Question

Calculate the \(\mathrm{pH}\) of a solution that has an acetic acid concentration of \(0.050 \mathrm{M}\) and a sodium acetate concentration of \(0.075 \mathrm{M}.\)

Short answer

The pH of the solution is approximately 4.92.

Step-by-step solution

Write down the Henderson-Hasselbalch equation

The Henderson-Hasselbalch equation is a useful formula to calculate the pH of a buffer solution. It is given by: \[ \mathrm{pH} = \mathrm{pK_a} + \log \left( \frac{[\text{A}^-]}{[\text{HA}]} \right) \] where - \([\text{A}^-]\) is the concentration of the conjugate base (sodium acetate in this case), - \([\text{HA}]\) is the concentration of the acid (acetic acid), and - \(\mathrm{pK_a}\) is the negative logarithm of the acid dissociation constant.

Find the pKa of acetic acid

The \(\mathrm{K_a}\) for acetic acid is approximately \(1.8 \times 10^{-5}\). To find \(\mathrm{pK_a}\), we take the negative logarithm of \(\mathrm{K_a}\): \[ \mathrm{pK_a} = -\log(1.8 \times 10^{-5}) \approx 4.74 \]

Substitute known values into the equation

Now substitute the concentrations and \(\mathrm{pK_a}\) value into the Henderson-Hasselbalch equation: \[ \mathrm{pH} = 4.74 + \log \left( \frac{0.075}{0.050} \right) \]

Calculate the ratio and its logarithm

First, calculate the ratio of the concentrations: \[ \frac{0.075}{0.050} = 1.5 \]Then find the logarithm of the ratio: \[ \log(1.5) \approx 0.176 \]

Compute the final pH

Add the log value to the \(\mathrm{pK_a}\) to find the \(\mathrm{pH}\): \[ \mathrm{pH} = 4.74 + 0.176 = 4.916 \]

Provide the final answer

So, the \(\mathrm{pH}\) of the solution is approximately 4.92.

Key concepts

Henderson-Hasselbalch equation

The Henderson-Hasselbalch equation is a pivotal tool in chemistry used to determine the pH of buffer solutions. This equation links pH, pKa, and the ratio of concentrations of conjugate base to weak acid in the solution. It is expressed as follows: \[ \mathrm{pH} = \mathrm{pK_a} + \log \left( \frac{[\text{A}^-]}{[\text{HA}]} \right) \]In this equation,

• \([\text{A}^-]\): Concentration of the conjugate base.
• \([\text{HA}]\): Concentration of the acid.
• 'pK_a': Negative log of the acid dissociation constant.
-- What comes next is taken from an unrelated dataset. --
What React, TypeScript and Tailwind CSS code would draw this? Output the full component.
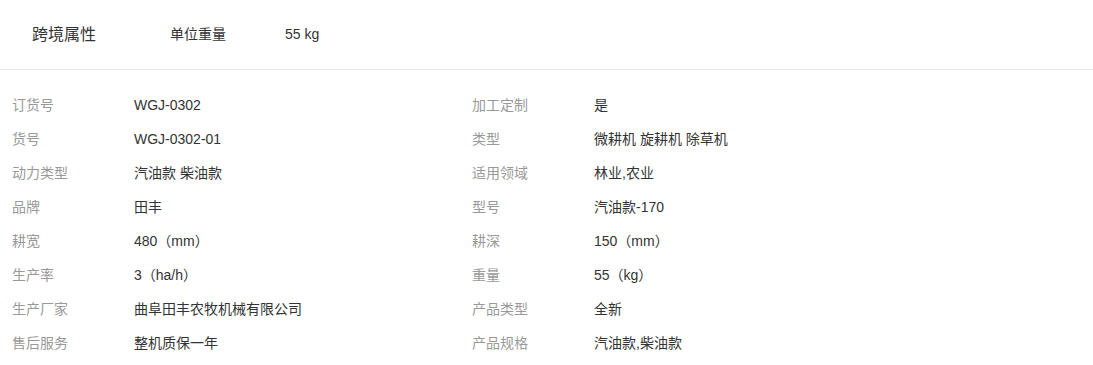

This equation is especially useful for buffering systems, which is often the case for solutions containing a weak acid and its conjugate base. Understanding the contributions of each component to the solution's pH helps predict how it will react to the addition of other acids or bases. As seen in the exercise with acetic acid and sodium acetate, these concentrations provide the necessary data inputs for our equation.

pKa of acetic acid

The pKa value is a crucial parameter when examining acid-base equilibria as it indicates the strength of an acid. For acetic acid, a common weak acid often found in vinegar, the Ka (acid dissociation constant) is approximately \(1.8 \times 10^{-5}\). The pKa is derived from the Ka by taking the negative logarithm:\[ \mathrm{pK_a} = -\log(1.8 \times 10^{-5}) \approx 4.74 \]This value indicates that acetic acid is weakly dissociated in water, hence its higher pKa compared to stronger acids. The pKa helps in predicting how acetic acid will behave in various chemical environments, especially when engaged in buffer solutions where it stabilizes pH against minor perturbations. By understanding pKa, we gain insights into the equilibrium position of the dissociation reaction of acetic acid in aqueous solutions.

Acid-base equilibrium

Acid-base equilibrium plays a vital role in chemistry by describing the stability and reactivity of acidic and basic species in a solution. It involves the dissociation of acids into protons ( H⁺) and their conjugate bases in aqueous solutions, forming an equilibrium state. This equilibrium can be influenced by factors such as concentration changes and temperature. For buffer solutions, like in the pH calculation example with acetic acid and sodium acetate, the equilibrium maintains the solution's pH around a certain value, despite dilution or the addition of small amounts of acids or bases.

• Weak Acid: Partially dissociates in solution and establishes an equilibrium between its ionized and non-ionized forms.
• Conjugate Base: Results from the dissociation and can recombine with protons to reform the acid.

Understanding these equilibria allows chemists to predict and control the effects of adding acids, bases, or changing conditions within buffer solutions, making it an essential concept in designing experiments and industrial applications.